Since 1992, he has served as Senior Vice President, Regional Manager of the
Corporation's California Region (renamed Region II during 1993).  He served as
Vice President, Regional Manager of the Corporation's California Region from
1991 to 1992.  From 1980 to 1991, he served as Vice President, Regional Manager
of the Corporation's Intermountain Region.
   Jeffrey P. Smith, Richard D. Smith and Fred L. Smith are brothers.  Sean D.
Smith is the son of Jeffrey P. Smith.
                                       

                    BOARD OF DIRECTORS, COMMITTEE MEETINGS
                         AND COMPENSATION OF DIRECTORS

   The Board of Directors held four meetings during fiscal 1994.  All of the
directors attended 100% of the meetings of the Board and Committees of which
they are members.  Directors who are not also employees of the Corporation
receive an annual retainer of $7,200 for their services as directors.
Additionally, directors who are not also employees of the Corporation receive
$2,500 for each Board of Directors meeting attended.  Directors who are members
of committees of the Board of Directors receive $1,000 for each committee
meeting attended.
   Messrs.
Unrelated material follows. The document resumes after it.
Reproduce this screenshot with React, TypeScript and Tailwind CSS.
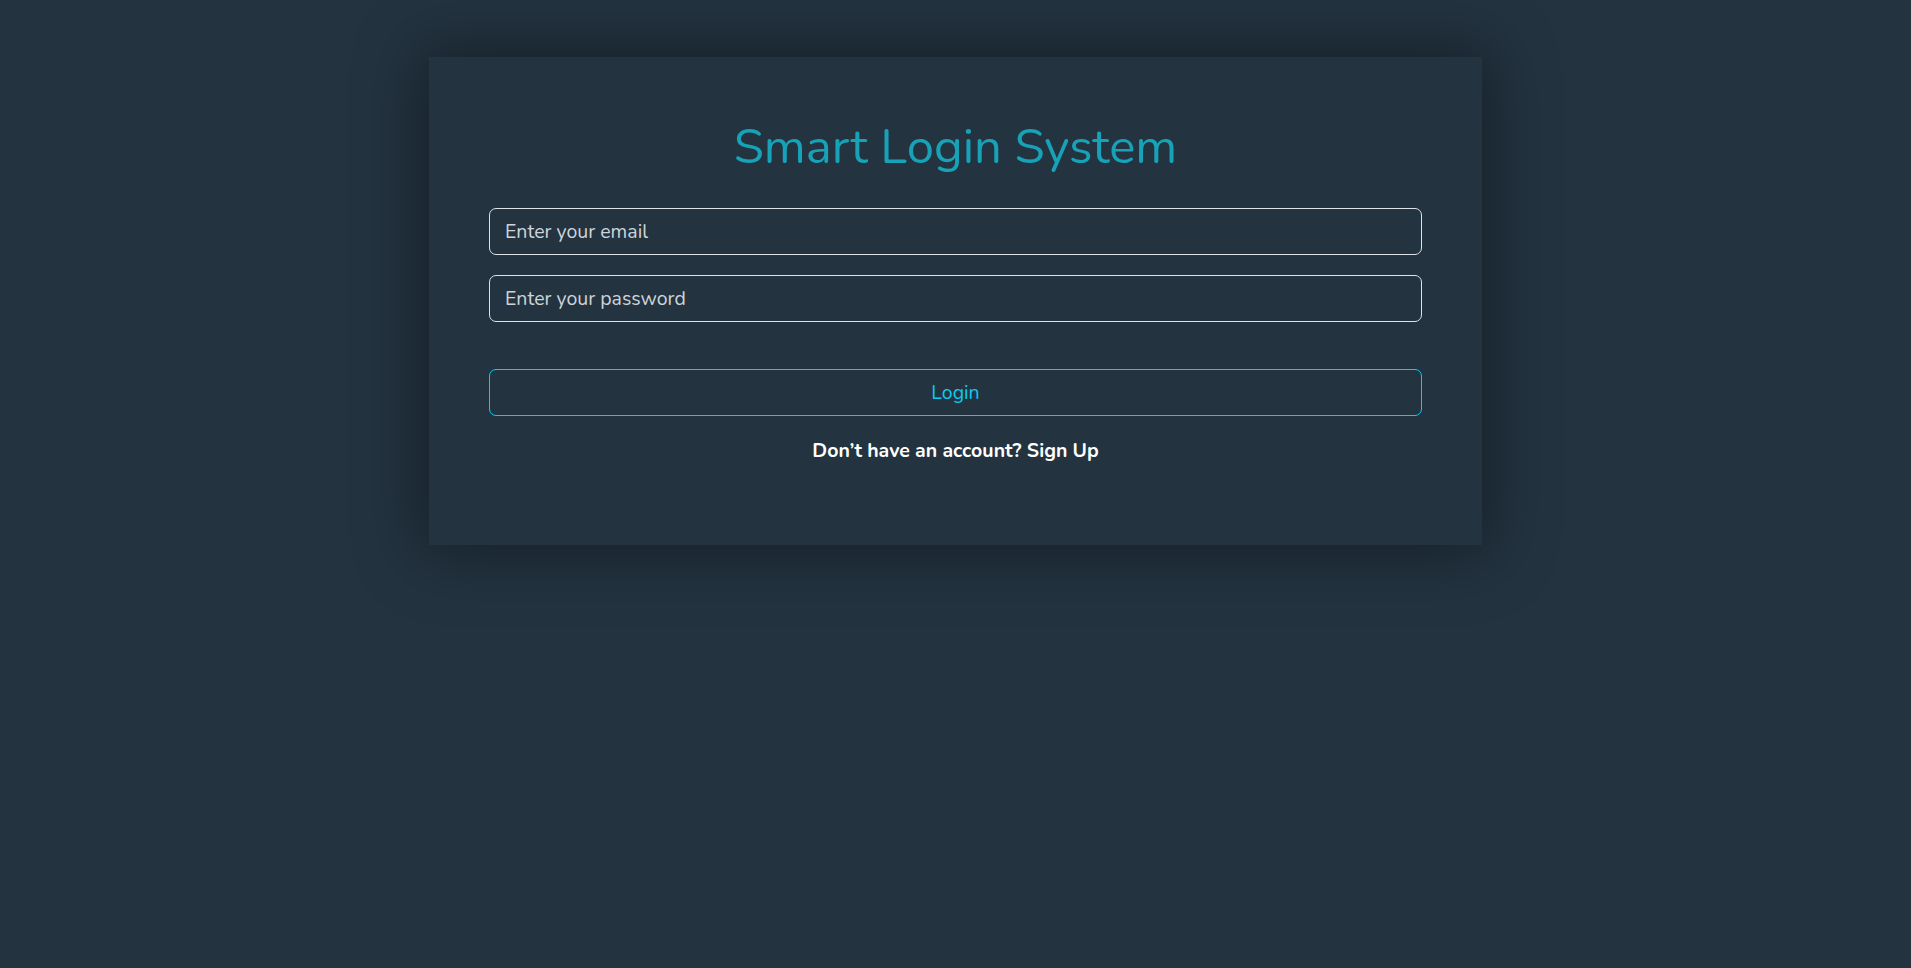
export default function App() {
  return (
    <div className="min-h-[968px] w-full bg-[#233340] pt-[57px]" style={{ fontFamily: "Nunito, Lato, 'Open Sans', sans-serif" }}>
      <div className="mx-auto w-[1053px] h-[488px] bg-[#233440] shadow-[0_0_60px_10px_rgba(0,0,0,0.35)] px-[60px] pt-[60px]">
        <h1 className="text-center text-[49px] leading-[60px] text-[#17a2b8] mb-[31px]">Smart Login System</h1>
        <input className="block w-full h-[47px] rounded-[7px] border border-[#dee2e6] bg-transparent px-[15px] text-[19.5px] text-white placeholder:text-[#ced4da] outline-none mb-[20px]" placeholder="Enter your email" />
        <input type="password" className="block w-full h-[47px] rounded-[7px] border border-[#dee2e6] bg-transparent px-[15px] text-[19.5px] text-white placeholder:text-[#ced4da] outline-none mb-[47px]" placeholder="Enter your password" />
        <button className="block w-full h-[47px] rounded-[7px] border border-[#0dcaf0] bg-transparent text-[19.5px] text-[#0dcaf0]">Login</button>
        <p className="text-center text-white font-bold text-[19.5px] mt-[20px]">Don’t have an account? Sign Up</p>
      </div>
    </div>
  );
}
Bolinder, Rosenthal, Jeffrey P. Smith (Chair), Richard D. Smith and
White are members of the Executive Committee of the Board of Directors.  Such
Committee only exercises the powers of the Board in the management of the
business and affairs of the Corporation between regularly scheduled meetings of
the Board of Directors, when necessary. The Executive Committee did not meet
during fiscal 1994.  The Executive Committee serves as the nominating committee
for the Board of Directors and, although there are no formal procedures for
stockholders to recommend nominations, the Committee will consider any
recommendations from stockholders.  Recommendations should be sent to
Michael C. Frei, Secretary, Smith's Food & Drug Centers, Inc., 1550 South
Redwood Road, Salt Lake City, Utah 84104.
   Messrs. Brady, Hoefer and Martindale (Chair) are members of the Audit
Committee of the Board of Directors.  Such Committee, which met three times
during fiscal 1994, reports to the Board of Directors with respect to various
auditing and accounting matters, the scope of audit procedures, and the
performance of the Corporation's independent auditors.
   Messrs. Tigert (Chair), Peters and Rose are members of the Compensation
Committee of the Board of Directors.  Mr. Tigert became a member of the
Committee in 1995.  Previously, Mr. Anderson was a member of the Committee.
Such Committee, which met twice during fiscal 1994, administers the stock
option and stock purchase plans of the Corporation on behalf of the Board of
Directors.  The Compensation Committee also determines compensation for
executive officers of the Corporation.
                                       

                 APPROVAL AND RATIFICATION OF AN AMENDMENT TO
                   THE CORPORATION'S 1989 STOCK OPTION PLAN

   At the Annual Meeting, the Corporation's stockholders are being asked to
approve amendments to the Corporation's 1989 Stock Option Plan (the "1989
Option Plan") to implement certain changes in response to the Omnibus Budget
Reconciliation Act of 1993 ("OBRA 1993").  Ratification of the proposal
requires the affirmative vote of a majority of the shares of Series I Preferred
Stock, Class A Common Stock and Class B Common Stock voting on the proposal,
with all such shares voting together as a class and with each share of Series I
Preferred Stock and Class A Common Stock being entitled to ten votes and each
share of Class B Common Stock being entitled to one vote.  The total vote cast
on the proposal also must equal or exceed at least fifty percent of the number
of votes represented by all outstanding shares of Series I Preferred Stock,
Class A Common Stock and Class B Common Stock on the Record Date.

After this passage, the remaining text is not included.